9: Adhere to Paris Metro Manners: Stick to the right!


Stand on the right side of the escalator—just do it! This advice applies not only to Paris but to many big cities. If you want to navigate the City of Lights like a true local, especially during rush hour, this is the one tip to remember. Pedestrian traffic in metros and malls can get congested, and escalators are sometimes part of the reason. That's why the system of escalator "sides" has been created. How does it work? If you're not in a hurry and want to ride the escalator in peace, stand to the right. This leaves the left side open for those in a hurry who need to get through.

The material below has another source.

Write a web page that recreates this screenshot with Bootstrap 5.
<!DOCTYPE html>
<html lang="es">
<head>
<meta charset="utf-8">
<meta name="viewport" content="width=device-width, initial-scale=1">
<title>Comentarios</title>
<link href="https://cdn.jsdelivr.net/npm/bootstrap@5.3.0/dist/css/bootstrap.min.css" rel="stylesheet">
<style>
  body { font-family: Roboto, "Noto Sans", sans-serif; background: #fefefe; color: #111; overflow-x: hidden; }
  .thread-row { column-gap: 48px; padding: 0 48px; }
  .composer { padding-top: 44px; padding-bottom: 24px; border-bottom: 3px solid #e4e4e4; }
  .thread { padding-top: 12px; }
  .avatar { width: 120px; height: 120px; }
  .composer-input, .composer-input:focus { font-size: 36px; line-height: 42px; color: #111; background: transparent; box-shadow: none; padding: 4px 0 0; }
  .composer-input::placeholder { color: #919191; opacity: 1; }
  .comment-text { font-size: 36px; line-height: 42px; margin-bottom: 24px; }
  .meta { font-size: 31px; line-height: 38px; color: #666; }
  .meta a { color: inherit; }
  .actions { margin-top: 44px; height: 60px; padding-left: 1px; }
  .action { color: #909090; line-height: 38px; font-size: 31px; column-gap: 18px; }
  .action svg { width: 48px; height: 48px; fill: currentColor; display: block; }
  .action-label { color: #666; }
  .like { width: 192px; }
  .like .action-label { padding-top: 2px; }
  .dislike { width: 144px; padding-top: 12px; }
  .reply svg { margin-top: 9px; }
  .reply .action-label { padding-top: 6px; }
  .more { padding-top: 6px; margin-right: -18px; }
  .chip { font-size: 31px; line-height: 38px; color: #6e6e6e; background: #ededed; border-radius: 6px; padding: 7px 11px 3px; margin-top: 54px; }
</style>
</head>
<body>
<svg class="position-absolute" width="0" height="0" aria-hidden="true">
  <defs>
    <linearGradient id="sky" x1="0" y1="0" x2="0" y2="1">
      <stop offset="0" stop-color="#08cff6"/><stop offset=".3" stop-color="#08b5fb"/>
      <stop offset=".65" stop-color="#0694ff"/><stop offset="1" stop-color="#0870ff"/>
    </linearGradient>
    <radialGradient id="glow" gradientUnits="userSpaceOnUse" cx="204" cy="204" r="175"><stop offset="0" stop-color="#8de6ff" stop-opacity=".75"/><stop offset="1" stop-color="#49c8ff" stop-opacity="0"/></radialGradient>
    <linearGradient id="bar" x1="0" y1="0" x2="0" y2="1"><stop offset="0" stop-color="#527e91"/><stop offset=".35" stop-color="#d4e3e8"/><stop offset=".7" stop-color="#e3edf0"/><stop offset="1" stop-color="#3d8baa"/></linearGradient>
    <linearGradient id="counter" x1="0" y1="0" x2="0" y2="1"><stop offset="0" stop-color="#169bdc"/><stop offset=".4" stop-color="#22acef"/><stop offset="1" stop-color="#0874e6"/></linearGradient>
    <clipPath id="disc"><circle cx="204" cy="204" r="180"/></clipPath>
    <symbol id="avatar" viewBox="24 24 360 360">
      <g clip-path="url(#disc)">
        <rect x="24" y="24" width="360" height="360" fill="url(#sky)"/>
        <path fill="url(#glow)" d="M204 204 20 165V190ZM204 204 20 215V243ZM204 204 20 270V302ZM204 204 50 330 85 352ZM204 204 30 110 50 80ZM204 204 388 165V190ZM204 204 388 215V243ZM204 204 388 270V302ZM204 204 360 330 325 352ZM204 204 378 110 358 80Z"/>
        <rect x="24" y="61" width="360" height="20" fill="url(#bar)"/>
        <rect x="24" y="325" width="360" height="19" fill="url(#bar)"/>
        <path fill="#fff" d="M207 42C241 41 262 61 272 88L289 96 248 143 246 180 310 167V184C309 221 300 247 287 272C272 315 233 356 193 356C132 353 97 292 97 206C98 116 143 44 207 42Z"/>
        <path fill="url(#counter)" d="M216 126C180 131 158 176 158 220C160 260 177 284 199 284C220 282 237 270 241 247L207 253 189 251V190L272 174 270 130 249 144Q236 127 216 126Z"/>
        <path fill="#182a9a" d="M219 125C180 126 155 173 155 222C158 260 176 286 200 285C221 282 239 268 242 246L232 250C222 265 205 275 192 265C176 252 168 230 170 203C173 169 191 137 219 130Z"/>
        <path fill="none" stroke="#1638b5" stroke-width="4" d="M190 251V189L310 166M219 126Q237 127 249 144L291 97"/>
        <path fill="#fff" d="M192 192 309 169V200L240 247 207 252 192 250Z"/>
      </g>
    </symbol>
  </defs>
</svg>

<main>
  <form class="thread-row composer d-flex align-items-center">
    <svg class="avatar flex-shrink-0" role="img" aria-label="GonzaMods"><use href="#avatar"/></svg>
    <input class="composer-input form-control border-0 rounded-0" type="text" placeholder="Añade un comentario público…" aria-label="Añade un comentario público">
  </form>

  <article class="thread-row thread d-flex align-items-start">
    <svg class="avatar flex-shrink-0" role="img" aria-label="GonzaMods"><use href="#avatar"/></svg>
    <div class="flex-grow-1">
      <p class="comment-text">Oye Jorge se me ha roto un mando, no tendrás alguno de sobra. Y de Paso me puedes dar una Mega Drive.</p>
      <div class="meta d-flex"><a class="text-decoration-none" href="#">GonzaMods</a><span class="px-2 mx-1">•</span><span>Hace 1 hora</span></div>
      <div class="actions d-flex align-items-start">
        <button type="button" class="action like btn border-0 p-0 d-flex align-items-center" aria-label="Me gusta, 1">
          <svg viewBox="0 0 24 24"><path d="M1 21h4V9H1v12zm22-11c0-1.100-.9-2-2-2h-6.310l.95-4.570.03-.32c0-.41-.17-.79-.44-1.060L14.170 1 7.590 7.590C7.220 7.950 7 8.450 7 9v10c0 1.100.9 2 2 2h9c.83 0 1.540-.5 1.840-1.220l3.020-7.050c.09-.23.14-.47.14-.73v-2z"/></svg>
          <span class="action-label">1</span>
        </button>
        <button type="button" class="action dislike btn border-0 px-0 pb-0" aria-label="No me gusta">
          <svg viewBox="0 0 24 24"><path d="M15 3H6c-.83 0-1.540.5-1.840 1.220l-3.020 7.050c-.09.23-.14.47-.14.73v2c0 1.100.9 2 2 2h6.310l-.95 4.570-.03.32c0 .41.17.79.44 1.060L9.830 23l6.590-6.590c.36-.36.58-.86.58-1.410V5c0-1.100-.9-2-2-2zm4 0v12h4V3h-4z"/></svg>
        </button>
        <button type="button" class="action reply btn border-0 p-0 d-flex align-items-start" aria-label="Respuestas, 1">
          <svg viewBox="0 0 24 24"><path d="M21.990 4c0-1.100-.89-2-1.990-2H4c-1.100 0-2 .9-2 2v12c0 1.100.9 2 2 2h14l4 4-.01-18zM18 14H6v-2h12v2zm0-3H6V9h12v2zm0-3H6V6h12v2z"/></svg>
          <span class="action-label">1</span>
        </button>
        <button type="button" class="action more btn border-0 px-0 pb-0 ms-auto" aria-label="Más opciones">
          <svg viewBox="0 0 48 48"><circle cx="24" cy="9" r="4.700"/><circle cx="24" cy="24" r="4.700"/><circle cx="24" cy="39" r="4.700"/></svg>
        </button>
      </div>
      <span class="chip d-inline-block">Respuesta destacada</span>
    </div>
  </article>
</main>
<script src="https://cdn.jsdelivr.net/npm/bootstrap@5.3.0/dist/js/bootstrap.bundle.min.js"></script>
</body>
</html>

Another tip? When a metro train arrives, make sure to stand aside and allow people to exit the train before you push through to enter. A bit of metro manners goes a long way, and everyone's happy!



10: Learn some French basics.


French can be an intimidating language. We're not telling you to become fluent, but simply learning a few helpful phrases and vocabulary can go a long way in making your Paris experience go smoothly. The French are very proud of their language and heritage. Parisians appreciate every attempt to learn their language and will immediately try their best to help you if you are in need of anything. Learning the language is part of learning the culture behind it, and when traveling, knowing just a few words is a great way to better appreciate that culture with meaningful interactions. To get you started:


  • Hello [Bonjour]

  • Good evening [Bonsoir]

  • Have a good day [Bonne Journée]

  • Have a good evening [Bonne soirée]

  • Thank you [Merci]

  • Excuse me [Excusez-moi, pardon]

  • Do you speak English? [Parlez-vous anglais?]




So there you have it, just a few things to think of when traveling to Paris to get a taste of local life and blend in with the Parisians. Even the smallest of things can go a long way to making the most of your time in Paris. In one of the most visited cities in the world, it's hard to get a taste of local everyday life. Our best advice is always to do as the locals do, from shopping to eating, to conversing and going out, get the most of your Paris experience by being a true Parisian yourself!